**AIM OF THE EXERCISE**.
Compile every line that includes the word "React".

━━━━━━━━━━

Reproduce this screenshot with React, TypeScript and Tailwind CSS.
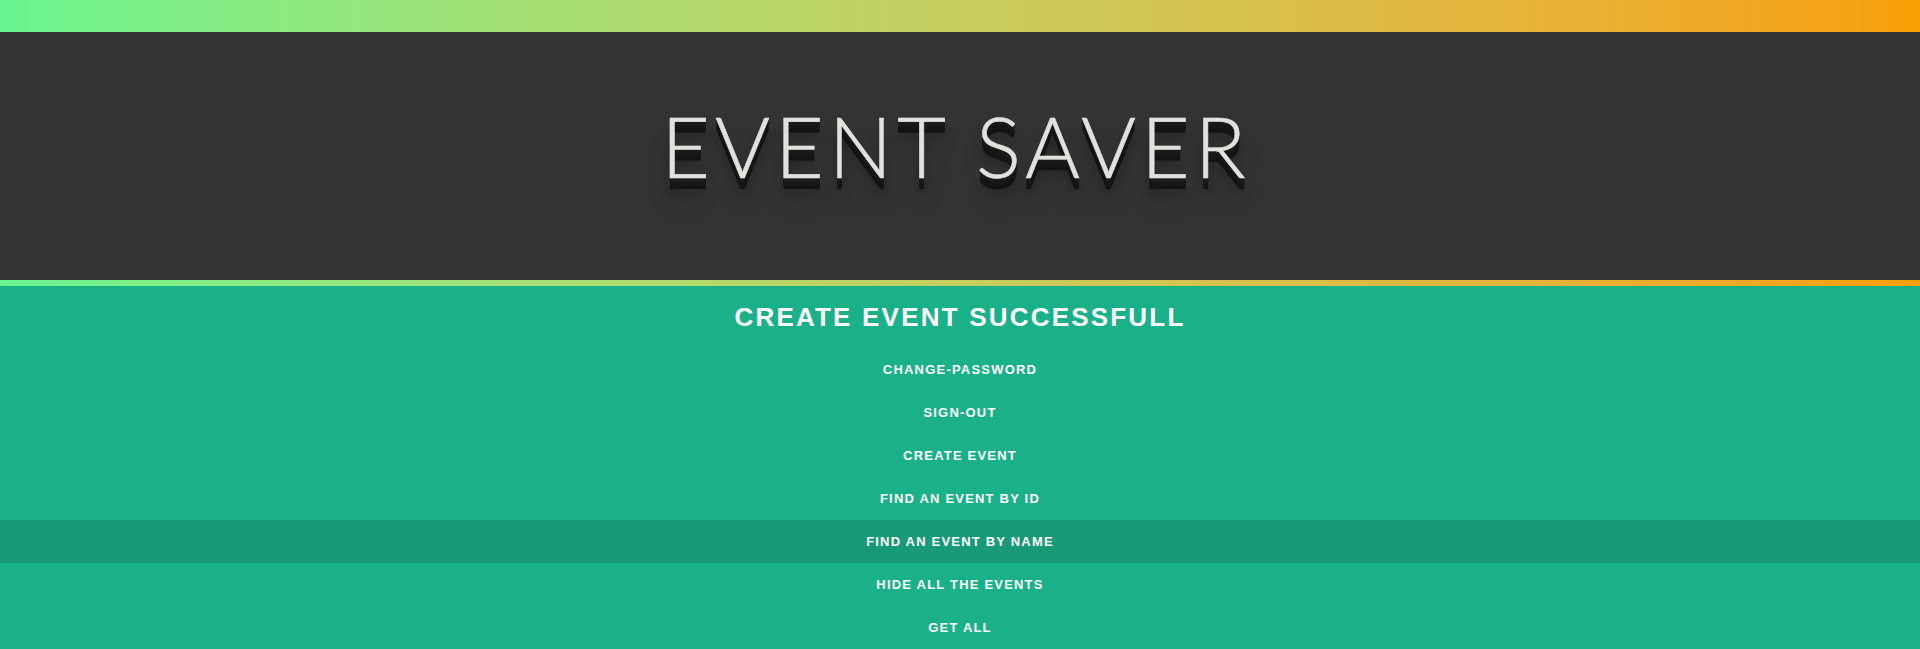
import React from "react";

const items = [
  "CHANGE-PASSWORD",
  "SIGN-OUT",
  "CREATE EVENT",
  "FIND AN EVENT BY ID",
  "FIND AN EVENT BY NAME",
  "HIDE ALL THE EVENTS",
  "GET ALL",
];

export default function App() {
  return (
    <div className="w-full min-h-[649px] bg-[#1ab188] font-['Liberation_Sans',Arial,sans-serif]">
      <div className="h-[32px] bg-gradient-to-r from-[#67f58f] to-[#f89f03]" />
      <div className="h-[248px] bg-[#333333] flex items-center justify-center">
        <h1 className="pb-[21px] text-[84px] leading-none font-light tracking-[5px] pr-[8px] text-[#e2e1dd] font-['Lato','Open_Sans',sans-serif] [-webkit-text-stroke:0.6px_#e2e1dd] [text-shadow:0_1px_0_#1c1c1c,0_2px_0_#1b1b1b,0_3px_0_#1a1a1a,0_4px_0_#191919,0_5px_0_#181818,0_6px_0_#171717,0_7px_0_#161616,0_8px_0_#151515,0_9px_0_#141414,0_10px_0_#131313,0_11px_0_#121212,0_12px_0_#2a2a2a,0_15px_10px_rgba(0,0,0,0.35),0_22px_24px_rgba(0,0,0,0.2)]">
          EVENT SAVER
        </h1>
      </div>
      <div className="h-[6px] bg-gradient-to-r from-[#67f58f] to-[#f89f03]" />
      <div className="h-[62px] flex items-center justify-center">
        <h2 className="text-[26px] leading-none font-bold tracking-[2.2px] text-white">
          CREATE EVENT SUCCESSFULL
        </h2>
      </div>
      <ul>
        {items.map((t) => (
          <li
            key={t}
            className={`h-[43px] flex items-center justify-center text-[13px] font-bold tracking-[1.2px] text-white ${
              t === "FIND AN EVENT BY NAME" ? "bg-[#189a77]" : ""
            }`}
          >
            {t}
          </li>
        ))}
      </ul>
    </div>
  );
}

━━━━━━━━━━

**EXERCISE SOLUTION**.
Reproduce this screenshot with React, TypeScript and Tailwind CSS.
import React from "react";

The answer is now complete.